Tout en étant bien au courant des manifestations de 2019-2020 à Hong Kong, éclipsées en grande partie par la pandémie de covid (qui a d'ailleurs servi d'occasion en or pour imposer une couche supplémentaire de répression), j'avais très peu de repères visuels documentant le déroulé des manifestations et de la répression policière. Le documentaire Kiwi Chow est franchement pourvu de gonades conséquentes pour accumuler autant d'images pour retracer le fil de ces événements qui, forcément, d'un œil français, fait énormément penser aux gilets jaunes. Le parallèle est inévitable, à commencer par les conséquences dans les chairs des manifestants — à ce titre le docu présente des images assez violentes.
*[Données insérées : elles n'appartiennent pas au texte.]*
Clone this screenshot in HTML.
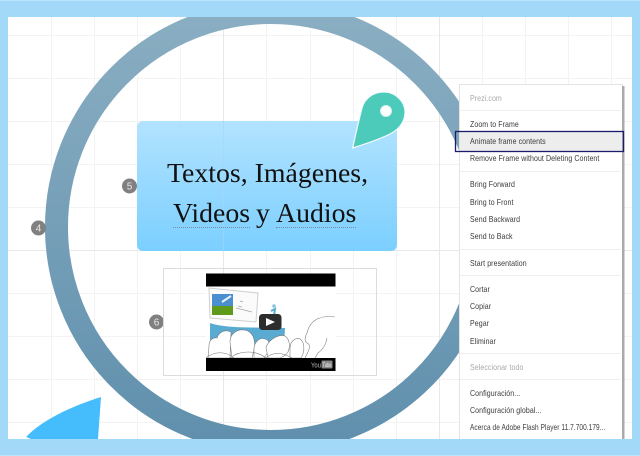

On peut reprocher plusieurs choses à "Revolution of Our Times" ceci dit : la longueur, un peu excessive et qui dilue pas mal le contenu du discours, l'emploi de certains effets de style (comme la musique) qui sont totalement superflus tant les images captées se suffisent à elles-mêmes, pas la peine de rajouter des violons, et le manque de contextualisation pour un public international, qui en l'état peine à donner les clés de compréhension de la problématique globale. Étape supplémentaire dans la sensation désagréable, l'ingérence typiquement états-unienne dans le bordel, avec grands discours moralisateurs pas du tout intéressés par la nature du conflit avec la Chine, et ces quelques drapeaux comme autant de symboles malaisants.
L'ampleur des manifestations est cependant assez renversante, mobilisant au maximum 2 millions de personnes (selon la police ou les principaux intéressés, on ne le dit pas) sur une région qui en compte 7. Les scènes de guérilla urbaine font de temps en temps preuve d'une intensité toute particulière, et participe à la création du portrait d'une détresse générale poignante, avec son lot de corruptions et de grandes violences (l'épisode de l’attaque de Yuen Long, aussi appelé l’incident 721, est très dur, tout comme les récits de "règles noires" à cause des gaz lacrymos). Un mouvement sans leader, sans organisation centrale, auto-gérée depuis Telegram, dépeint au travers de 7 chapitres remplis de sang, de larmes et de débrouille.